Information shown:

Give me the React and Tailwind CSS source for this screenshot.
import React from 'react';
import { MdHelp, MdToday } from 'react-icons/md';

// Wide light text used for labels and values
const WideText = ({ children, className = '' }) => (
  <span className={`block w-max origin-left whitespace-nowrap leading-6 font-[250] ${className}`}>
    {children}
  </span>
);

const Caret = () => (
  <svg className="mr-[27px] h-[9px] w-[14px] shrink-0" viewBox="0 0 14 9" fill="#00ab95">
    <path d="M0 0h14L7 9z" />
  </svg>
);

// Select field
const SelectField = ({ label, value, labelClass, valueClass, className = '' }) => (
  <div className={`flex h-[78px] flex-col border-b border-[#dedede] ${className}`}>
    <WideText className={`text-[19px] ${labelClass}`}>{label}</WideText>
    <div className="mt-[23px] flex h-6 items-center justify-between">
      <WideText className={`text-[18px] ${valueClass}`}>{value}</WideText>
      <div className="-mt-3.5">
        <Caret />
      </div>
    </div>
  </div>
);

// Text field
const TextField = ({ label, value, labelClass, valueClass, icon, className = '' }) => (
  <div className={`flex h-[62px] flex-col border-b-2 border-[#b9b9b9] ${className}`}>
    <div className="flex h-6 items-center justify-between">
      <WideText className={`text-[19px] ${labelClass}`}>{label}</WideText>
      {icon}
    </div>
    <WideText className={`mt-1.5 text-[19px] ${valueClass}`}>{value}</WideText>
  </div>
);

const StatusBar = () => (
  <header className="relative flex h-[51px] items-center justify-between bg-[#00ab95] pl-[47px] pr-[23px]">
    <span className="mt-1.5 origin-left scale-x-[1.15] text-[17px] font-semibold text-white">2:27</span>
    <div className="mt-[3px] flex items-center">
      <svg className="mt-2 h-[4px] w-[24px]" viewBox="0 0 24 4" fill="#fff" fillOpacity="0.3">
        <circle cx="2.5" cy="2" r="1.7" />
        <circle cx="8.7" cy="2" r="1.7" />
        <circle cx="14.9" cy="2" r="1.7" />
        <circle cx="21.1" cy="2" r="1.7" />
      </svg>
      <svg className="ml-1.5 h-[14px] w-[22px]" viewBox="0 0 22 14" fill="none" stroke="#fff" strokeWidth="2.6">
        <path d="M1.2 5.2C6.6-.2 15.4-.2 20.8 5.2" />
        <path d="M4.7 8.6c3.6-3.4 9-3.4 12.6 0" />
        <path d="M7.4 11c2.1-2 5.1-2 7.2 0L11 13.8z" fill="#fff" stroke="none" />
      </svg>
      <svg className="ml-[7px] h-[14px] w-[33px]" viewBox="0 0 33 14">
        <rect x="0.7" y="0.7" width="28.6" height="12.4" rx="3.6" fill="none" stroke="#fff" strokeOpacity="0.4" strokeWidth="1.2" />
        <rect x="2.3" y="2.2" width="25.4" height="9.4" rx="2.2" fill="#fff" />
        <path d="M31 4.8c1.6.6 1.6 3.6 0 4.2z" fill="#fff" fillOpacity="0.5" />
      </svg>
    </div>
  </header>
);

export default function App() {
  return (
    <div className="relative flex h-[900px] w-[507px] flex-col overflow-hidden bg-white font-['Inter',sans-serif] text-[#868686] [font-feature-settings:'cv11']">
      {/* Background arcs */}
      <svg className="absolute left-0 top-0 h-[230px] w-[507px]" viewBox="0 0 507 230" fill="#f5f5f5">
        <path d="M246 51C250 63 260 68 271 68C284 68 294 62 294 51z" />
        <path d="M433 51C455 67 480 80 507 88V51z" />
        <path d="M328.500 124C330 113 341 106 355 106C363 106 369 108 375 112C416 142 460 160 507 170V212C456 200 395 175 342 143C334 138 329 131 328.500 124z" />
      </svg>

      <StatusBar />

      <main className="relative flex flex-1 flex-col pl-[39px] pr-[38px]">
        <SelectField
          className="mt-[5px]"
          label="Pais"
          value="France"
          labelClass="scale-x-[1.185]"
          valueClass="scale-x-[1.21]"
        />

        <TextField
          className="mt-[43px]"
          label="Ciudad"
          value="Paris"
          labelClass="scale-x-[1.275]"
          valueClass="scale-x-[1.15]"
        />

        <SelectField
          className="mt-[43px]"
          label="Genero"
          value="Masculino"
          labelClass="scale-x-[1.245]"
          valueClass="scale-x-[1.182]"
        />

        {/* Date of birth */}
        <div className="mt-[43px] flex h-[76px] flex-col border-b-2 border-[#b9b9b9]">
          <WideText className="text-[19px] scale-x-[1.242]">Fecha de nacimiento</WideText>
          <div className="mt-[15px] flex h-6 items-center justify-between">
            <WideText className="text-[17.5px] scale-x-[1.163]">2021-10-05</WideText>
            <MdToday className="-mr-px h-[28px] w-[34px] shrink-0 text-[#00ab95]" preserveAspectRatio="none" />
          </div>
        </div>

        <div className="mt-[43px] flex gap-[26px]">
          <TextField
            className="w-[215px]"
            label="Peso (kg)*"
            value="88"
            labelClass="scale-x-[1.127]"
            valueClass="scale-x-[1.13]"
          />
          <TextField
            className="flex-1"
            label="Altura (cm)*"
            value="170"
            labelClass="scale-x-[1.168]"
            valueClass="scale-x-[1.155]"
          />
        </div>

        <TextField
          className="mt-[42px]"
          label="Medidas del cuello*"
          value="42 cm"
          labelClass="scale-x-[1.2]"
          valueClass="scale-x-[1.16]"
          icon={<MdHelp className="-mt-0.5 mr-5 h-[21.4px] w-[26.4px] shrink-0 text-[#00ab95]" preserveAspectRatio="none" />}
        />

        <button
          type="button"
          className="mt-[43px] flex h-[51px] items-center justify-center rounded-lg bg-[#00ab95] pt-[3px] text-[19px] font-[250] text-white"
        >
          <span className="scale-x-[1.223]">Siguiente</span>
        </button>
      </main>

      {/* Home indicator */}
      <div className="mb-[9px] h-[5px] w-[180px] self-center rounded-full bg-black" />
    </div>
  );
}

==

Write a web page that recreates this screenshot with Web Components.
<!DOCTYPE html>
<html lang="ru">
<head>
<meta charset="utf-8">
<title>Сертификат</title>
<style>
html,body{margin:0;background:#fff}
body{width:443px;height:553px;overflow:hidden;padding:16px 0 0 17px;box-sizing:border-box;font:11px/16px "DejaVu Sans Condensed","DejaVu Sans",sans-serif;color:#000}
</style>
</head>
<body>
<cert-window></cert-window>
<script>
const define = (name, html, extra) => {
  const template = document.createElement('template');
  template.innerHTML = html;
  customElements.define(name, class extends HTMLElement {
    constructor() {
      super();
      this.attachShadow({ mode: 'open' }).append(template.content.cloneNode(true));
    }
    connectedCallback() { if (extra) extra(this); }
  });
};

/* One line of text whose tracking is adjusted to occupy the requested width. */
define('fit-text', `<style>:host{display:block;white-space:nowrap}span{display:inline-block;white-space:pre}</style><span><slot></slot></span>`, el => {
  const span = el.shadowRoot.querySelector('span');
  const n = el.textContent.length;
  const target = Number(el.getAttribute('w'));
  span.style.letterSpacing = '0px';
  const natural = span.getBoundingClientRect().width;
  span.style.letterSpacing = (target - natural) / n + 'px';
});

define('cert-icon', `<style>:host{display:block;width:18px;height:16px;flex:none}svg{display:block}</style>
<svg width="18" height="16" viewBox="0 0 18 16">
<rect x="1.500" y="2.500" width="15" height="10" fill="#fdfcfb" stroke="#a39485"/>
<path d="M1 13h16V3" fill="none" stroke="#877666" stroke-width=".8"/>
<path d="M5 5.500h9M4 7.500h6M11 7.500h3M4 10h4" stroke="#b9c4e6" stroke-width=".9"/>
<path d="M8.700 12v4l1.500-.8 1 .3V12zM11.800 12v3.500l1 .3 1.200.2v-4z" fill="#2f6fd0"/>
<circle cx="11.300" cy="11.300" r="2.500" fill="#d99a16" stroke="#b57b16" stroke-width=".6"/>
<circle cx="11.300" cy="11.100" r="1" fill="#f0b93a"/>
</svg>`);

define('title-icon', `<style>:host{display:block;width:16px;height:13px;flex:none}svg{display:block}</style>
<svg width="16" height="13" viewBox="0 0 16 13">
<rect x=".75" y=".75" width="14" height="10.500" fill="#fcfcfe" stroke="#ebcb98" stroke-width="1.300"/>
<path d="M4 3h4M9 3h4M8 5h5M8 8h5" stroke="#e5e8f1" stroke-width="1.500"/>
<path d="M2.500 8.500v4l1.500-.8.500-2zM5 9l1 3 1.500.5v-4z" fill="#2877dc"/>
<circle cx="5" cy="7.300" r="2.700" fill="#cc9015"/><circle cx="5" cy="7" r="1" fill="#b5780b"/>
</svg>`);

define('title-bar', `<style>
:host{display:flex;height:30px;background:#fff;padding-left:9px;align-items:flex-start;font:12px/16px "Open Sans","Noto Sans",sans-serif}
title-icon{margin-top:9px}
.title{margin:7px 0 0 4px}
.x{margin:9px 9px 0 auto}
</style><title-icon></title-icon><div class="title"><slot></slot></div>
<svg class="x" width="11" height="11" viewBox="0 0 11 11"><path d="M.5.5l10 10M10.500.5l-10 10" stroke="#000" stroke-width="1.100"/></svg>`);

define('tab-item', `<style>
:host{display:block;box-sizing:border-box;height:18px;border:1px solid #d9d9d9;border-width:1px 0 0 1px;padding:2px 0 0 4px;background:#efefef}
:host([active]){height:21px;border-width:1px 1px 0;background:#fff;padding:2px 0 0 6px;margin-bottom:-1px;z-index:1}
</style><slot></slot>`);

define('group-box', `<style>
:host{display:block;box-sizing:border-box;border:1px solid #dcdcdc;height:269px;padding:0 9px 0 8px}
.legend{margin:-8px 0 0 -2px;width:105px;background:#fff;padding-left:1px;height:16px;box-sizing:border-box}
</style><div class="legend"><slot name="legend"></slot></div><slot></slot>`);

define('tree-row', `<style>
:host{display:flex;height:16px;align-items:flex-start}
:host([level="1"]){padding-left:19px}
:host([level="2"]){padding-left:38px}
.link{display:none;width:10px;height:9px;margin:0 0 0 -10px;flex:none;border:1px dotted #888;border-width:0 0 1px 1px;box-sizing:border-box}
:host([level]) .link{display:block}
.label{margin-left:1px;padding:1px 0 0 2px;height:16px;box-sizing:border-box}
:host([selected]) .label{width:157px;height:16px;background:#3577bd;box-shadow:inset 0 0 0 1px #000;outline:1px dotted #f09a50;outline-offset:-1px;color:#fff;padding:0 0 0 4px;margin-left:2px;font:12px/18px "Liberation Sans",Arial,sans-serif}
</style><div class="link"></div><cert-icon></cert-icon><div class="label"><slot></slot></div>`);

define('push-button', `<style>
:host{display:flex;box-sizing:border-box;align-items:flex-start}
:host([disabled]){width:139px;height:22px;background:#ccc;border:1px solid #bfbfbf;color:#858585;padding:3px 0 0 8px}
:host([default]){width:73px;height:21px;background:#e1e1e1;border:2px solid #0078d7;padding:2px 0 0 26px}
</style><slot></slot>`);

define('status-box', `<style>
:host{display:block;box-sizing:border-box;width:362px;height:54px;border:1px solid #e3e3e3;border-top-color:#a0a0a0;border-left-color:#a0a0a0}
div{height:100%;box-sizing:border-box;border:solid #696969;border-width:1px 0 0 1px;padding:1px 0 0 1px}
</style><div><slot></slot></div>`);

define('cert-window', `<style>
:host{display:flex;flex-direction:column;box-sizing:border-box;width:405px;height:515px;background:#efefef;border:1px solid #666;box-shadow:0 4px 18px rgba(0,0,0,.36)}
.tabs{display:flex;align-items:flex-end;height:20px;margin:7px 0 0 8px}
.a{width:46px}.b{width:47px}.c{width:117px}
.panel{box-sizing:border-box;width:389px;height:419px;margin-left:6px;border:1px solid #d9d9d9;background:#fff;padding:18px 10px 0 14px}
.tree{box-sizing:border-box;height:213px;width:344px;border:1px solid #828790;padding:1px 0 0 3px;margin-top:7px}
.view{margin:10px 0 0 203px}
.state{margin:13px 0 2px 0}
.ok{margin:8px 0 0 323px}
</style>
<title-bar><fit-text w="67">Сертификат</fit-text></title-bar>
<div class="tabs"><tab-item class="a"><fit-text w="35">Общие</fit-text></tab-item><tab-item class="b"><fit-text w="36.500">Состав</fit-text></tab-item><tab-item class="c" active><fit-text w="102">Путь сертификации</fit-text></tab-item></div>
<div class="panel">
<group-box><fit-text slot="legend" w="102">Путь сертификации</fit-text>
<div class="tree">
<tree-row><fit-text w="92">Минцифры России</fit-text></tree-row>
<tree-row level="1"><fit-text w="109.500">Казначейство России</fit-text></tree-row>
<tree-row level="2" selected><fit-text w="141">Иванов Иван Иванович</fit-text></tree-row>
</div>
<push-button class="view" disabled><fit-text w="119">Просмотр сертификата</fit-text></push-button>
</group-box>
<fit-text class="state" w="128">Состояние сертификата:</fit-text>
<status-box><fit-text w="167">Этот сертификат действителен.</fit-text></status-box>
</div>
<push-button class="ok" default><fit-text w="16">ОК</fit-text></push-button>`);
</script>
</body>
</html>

Goal:
Find every line that has "screenshot" in it, then return those lines.

Worked solution:
Give me the React and Tailwind CSS source for this screenshot.
Write a web page that recreates this screenshot with Web Components.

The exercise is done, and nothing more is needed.